The other day in one of the Rather Useful Seminars, Richard Adams (@dickyadams) from Microsoft Studios brought up a rather important point on internships and in particular, getting an internship. One of the topics he discussed was showing off your levels of skill in a way that a company can visually see than you jotting down that you have good C# skills on your CV. To which he said, start a blog and post about what you do.
When I was a first year, Rob really pushed to get folks starting blogs and it didn’t really take off. Only a few of our year really bothered but when I got into my second year, Rob pushed again with the new first year group who got into it and started up a project called Hull Computer Science Blogs (CS Blogs) which was a collection of Hull students’ blog sites as a single blog roll. The problem is, there aren’t any fresh faces on the site and haven’t been since the project started. There are a few of the current second year blog sites available but it is mainly built up of third or fourth year students and the odd lecturer.

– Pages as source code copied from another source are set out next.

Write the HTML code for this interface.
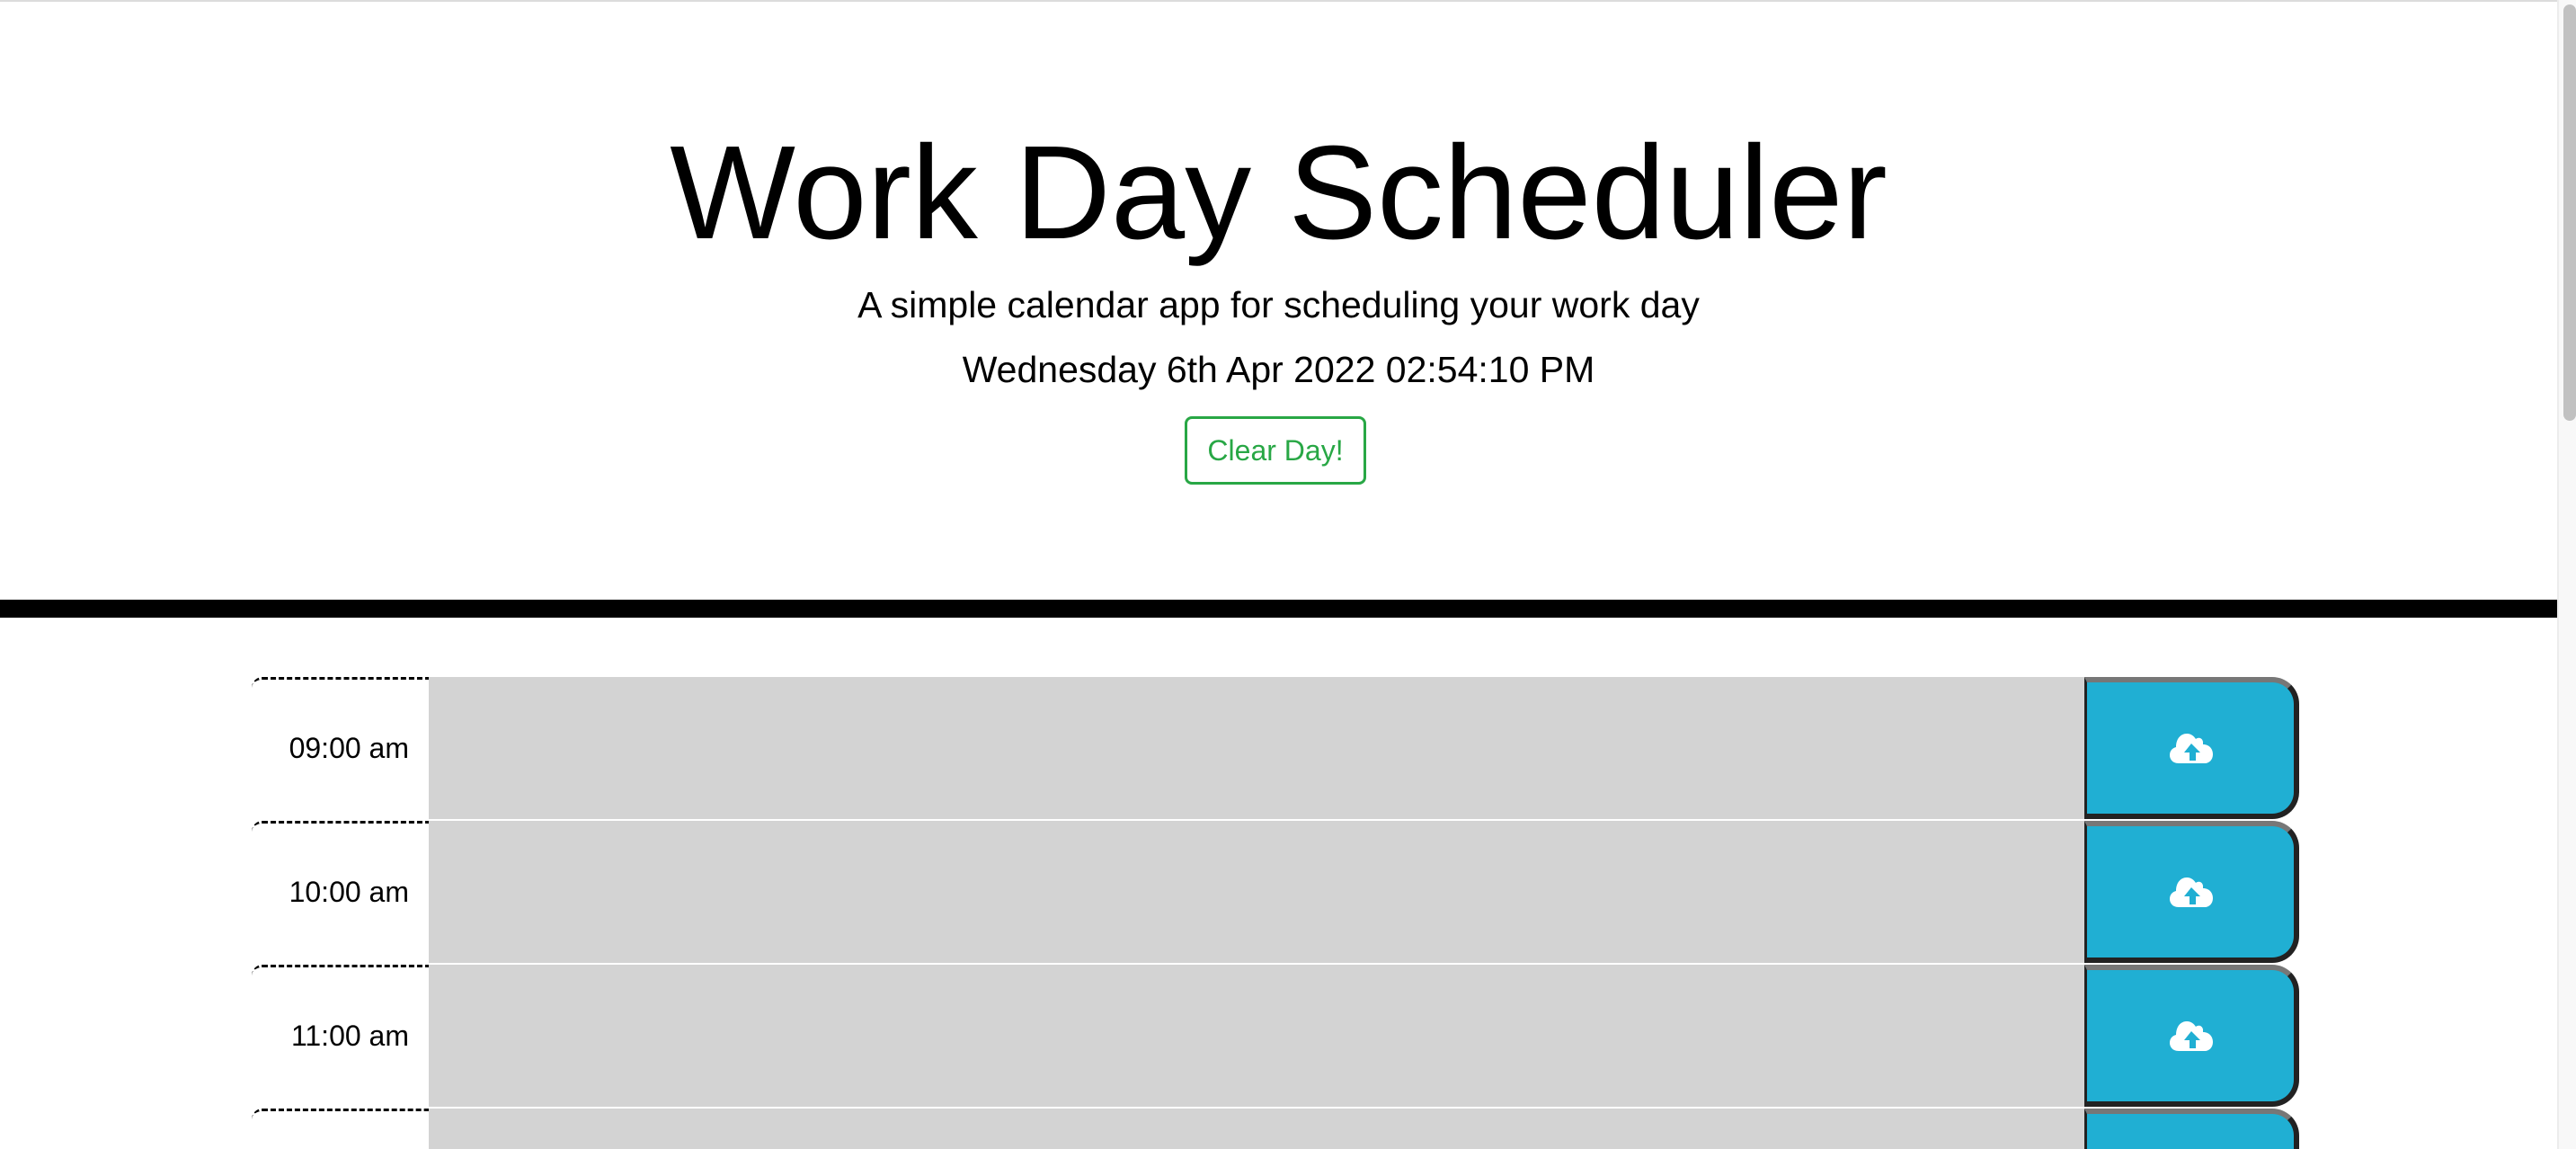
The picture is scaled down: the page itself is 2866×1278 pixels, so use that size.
<!DOCTYPE html>
<html><head><meta charset="utf-8"><style>
html,body{margin:0;padding:0;}
body{width:2866px;height:1278px;overflow:hidden;position:relative;background:#fff;font-family:"Liberation Sans",sans-serif;}
.topline{position:absolute;left:0;top:0;width:2845px;height:2px;background:#dcdcdc;}
.sb{position:absolute;left:2845px;top:0;width:21px;height:1278px;background:#f8f8f8;border-left:2px solid #ececec;box-sizing:border-box;}
.thumb{position:absolute;left:2852px;top:5px;width:14px;height:463px;background:#c1c1c1;border-radius:7px;}
.c{position:absolute;left:0;width:2845px;text-align:center;white-space:nowrap;color:#000;}
h1{margin:0;font-weight:normal;font-size:148px;top:140px;line-height:150px;letter-spacing:0px;}
.sub{font-size:41px;top:316px;line-height:46px;}
.date{font-size:41px;top:388px;line-height:46px;}
.btn{position:absolute;left:1318px;top:463px;width:202px;height:76px;box-sizing:border-box;border:3px solid #28a745;border-radius:8px;color:#28a745;font-size:32px;text-align:center;line-height:70px;}
.bar{position:absolute;left:0;top:667px;width:2845px;height:20px;background:#000;}
.row{position:absolute;left:280px;height:160px;}
.time{position:absolute;left:0;top:0;width:197px;height:160px;border-top:3px dashed #000;border-top-left-radius:12px;box-sizing:border-box;text-align:right;padding-right:22px;font-size:32px;line-height:152px;color:#000;}
.ta{position:absolute;left:197px;top:0;width:1842px;height:158px;background:#d3d3d3;}
.save{position:absolute;left:2039px;top:0;width:239px;height:158px;box-sizing:border-box;background:#20afd3;border:6px solid #222;border-left-width:3px;border-top-color:#777;border-radius:0 30px 30px 0;}
.save svg{position:absolute;left:92px;top:55px;}
</style></head><body>
<div class="topline"></div>
<h1 class="c">Work Day Scheduler</h1>
<div class="c sub">A simple calendar app for scheduling your work day</div>
<div class="c date">Wednesday 6th Apr 2022 02:54:10 PM</div>
<div class="btn">Clear Day!</div>
<div class="bar"></div>
<div class="row" style="top:753px"><div class="time">09:00 am</div><div class="ta"></div><div class="save"><svg width="50" height="36" viewBox="0 0 50 36"><path d="M10 35 C2 35 0 29 0 26 C0 21 3 18 7 17 C7 8 12 2 19 2 C24 2 27 5 29 8 C31 6 36 6 37 11 C37 13 37 13 37 14 C44 14 48 19 48 25 C48 31 44 35 39 35 Z" fill="#fff"/><path d="M24 13 L34 23 L29 23 L29 32 L22 32 L22 23 L16 23 Z" fill="#20afd3"/></svg></div></div>
<div class="row" style="top:913px"><div class="time">10:00 am</div><div class="ta"></div><div class="save"><svg width="50" height="36" viewBox="0 0 50 36"><path d="M10 35 C2 35 0 29 0 26 C0 21 3 18 7 17 C7 8 12 2 19 2 C24 2 27 5 29 8 C31 6 36 6 37 11 C37 13 37 13 37 14 C44 14 48 19 48 25 C48 31 44 35 39 35 Z" fill="#fff"/><path d="M24 13 L34 23 L29 23 L29 32 L22 32 L22 23 L16 23 Z" fill="#20afd3"/></svg></div></div>
<div class="row" style="top:1073px"><div class="time">11:00 am</div><div class="ta"></div><div class="save"><svg width="50" height="36" viewBox="0 0 50 36"><path d="M10 35 C2 35 0 29 0 26 C0 21 3 18 7 17 C7 8 12 2 19 2 C24 2 27 5 29 8 C31 6 36 6 37 11 C37 13 37 13 37 14 C44 14 48 19 48 25 C48 31 44 35 39 35 Z" fill="#fff"/><path d="M24 13 L34 23 L29 23 L29 32 L22 32 L22 23 L16 23 Z" fill="#20afd3"/></svg></div></div>
<div style="position:absolute;left:280px;top:1233px;width:197px;height:45px;border-top:3px dashed #000;border-top-left-radius:12px;box-sizing:border-box;"></div>
<div style="position:absolute;left:477px;top:1233px;width:1842px;height:45px;background:#d3d3d3;"></div>
<div style="position:absolute;left:2319px;top:1233px;width:239px;height:45px;box-sizing:border-box;background:#20afd3;border:6px solid #222;border-left-width:3px;border-top-color:#777;border-bottom:0;border-radius:0 30px 0 0;"></div>
<div class="sb"></div><div class="thumb"></div>
</body></html>
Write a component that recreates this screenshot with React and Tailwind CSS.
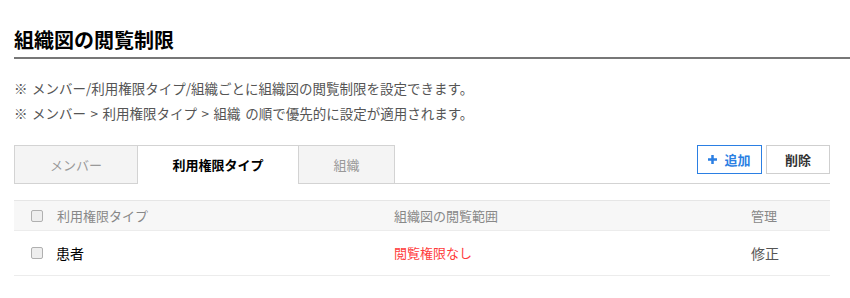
import React from 'react';

const Checkbox = () => (
  <span className="inline-block w-[12px] h-[12px] rounded-[2px] border border-[#b0b0b0] bg-[#eeeeee]" />
);

export default function App() {
  return (
    <div className="w-[850px] h-[298px] bg-white overflow-hidden font-['Noto_Sans_CJK_JP',sans-serif]">
      {/* title */}
      <div className="pt-[26px] pl-[14px]">
        <h1 className="text-[20px] leading-[27px] font-bold text-black pb-[4px] border-b-2 border-[#777]">
          組織図の閲覧制限
        </h1>
      </div>

      <div className="px-[14px] w-[844px]">
        {/* notes */}
        <div className="mt-[17px] text-[13.5px] leading-[25px] text-[#555] [word-spacing:1.5px]">
          <p>※ メンバー/利用権限タイプ/組織ごとに組織図の閲覧制限を設定できます。</p>
          <p>※ メンバー &gt; 利用権限タイプ &gt; 組織 の順で優先的に設定が適用されます。</p>
        </div>

        {/* tabs + buttons */}
        <div className="mt-[19px] flex h-[39px] text-[13px]">
          <div className="w-[124px] border border-[#d3d3d3] bg-[#f4f4f4] text-[#999] flex items-center justify-center">
            メンバー
          </div>
          <div className="w-[160px] border-t border-[#d3d3d3] bg-white text-black font-bold flex items-center justify-center">
            利用権限タイプ
          </div>
          <div className="w-[97px] border border-[#d3d3d3] bg-[#f4f4f4] text-[#999] flex items-center justify-center">
            組織
          </div>
          <div className="flex-1 border-b border-[#d3d3d3] flex justify-end items-start gap-[4px]">
            <button className="w-[65px] h-[29px] border border-[#2b7fe3] bg-white text-[#2b7fe3] font-bold flex items-center justify-center gap-[7px]">
              <svg width="9" height="9" viewBox="0 0 9 9">
                <rect x="3.25" y="0" width="2.5" height="9" fill="#2b7fe3" />
                <rect x="0" y="3.25" width="9" height="2.5" fill="#2b7fe3" />
              </svg>
              追加
            </button>
            <button className="w-[64px] h-[29px] border border-[#cfcfcf] bg-white text-[#333] font-bold flex items-center justify-center">
              削除
            </button>
          </div>
        </div>

        {/* table */}
        <div className="mt-[16px] w-[816px]">
          <div className="h-[30px] border-t border-[#e6e6e6] bg-[#f7f7f7] flex items-center text-[13px] text-[#888]">
            <div className="w-[43px] pl-[17px] flex items-center"><Checkbox /></div>
            <div className="w-[337px]">利用権限タイプ</div>
            <div className="w-[357px]">組織図の閲覧範囲</div>
            <div className="flex-1">管理</div>
          </div>
          <div className="h-[46px] border-t border-b border-[#ececec] flex items-center text-[14px]">
            <div className="w-[42px] pl-[17px] flex items-center"><Checkbox /></div>
            <div className="w-[338px] text-black">患者</div>
            <div className="w-[357px] text-[13px] text-[#ff3b3b]">閲覧権限なし</div>
            <div className="flex-1 text-[#555]">修正</div>
          </div>
        </div>
      </div>
    </div>
  );
}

Blogging is important to build a public profile of who you are as a person both personally and professionally. Employers will look at blog sites and e-portfolios to reassure themselves that you are right for the job that you’re applying for. While current first year students may feel that it isn’t relevant to them now, it will be in a few years so getting a head start is a bonus. Creating a blog site has been a major aid in presenting to the employers I have applied to that I have the abilities they are looking for in a software developer. I don’t believe I would be where I am at the moment if it wasn’t for my blog. There are other factors to your professional profile but everyone reads blog posts, not just employers, and you will start to get recognised.
The best use of your blog site will be as a tool to record the projects you’re working on now. For example, say you are working on a small Windows Phone project in your first year to gain a better understand of its APIs or just advancing your C# knowledge, blog about it as you develop it. It shows that you’re interested in the subject and appeals to the companies that consider you when you start to apply for jobs.
An example of this using personal experiences, I started to learn Windows Phone development in my first year at university when the year group were still learning to develop in console back in 2010 and that is also when I started blogging about the projects I was working on. It’s all about you ambition and physically showing that you can do what you say you’re good at when you come to write it down on your CV. You can even blog about the way you developed a project showing snippets of code. It encourages readers to comment and help you with ways to improve and you’ll become a better programmer.
As someone reading my blog, you may even notice that I don’t blog as often as I used to and there are reasons behind this. As you get towards the end of your university career, deadlines and coursework to tend to take over everything you do so you may notice the odd article pop up here and there (also in my case I am the Technology Editor for The Hullfire student newspaper and occasionally write for Microsoft Student Blogs). One thing Rob always told us, it’s not about posting everyday for the sake of it. However, deadlines in your final year should be another sign to start posting early, it all pays off in the future and you will feel better for doing it, I guarantee.
Feeling motivated now but don’t think it’s worth the effort for what you think will be little readership? Maybe stats will convince you!
While stats on a personal blog generally don’t mean much to you for bragging rights like popular websites which publish news style articles, it does give you details of how many people are reading your blog. Most of my readers actually come to my blog by finding me on search engine results when looking for how to program a certain thing in their project and come across some of my how to’s, tutorials or code snippets that I have shared. So never assume that you won’t get regular readers or viewers because they will come.
If I could find a way to get every single Computer Science student to set up a blog and start posting then I would but unfortunately you have to do it yourself folks. It is a great experience and like I stated before, it will start getting you recognised so go for it!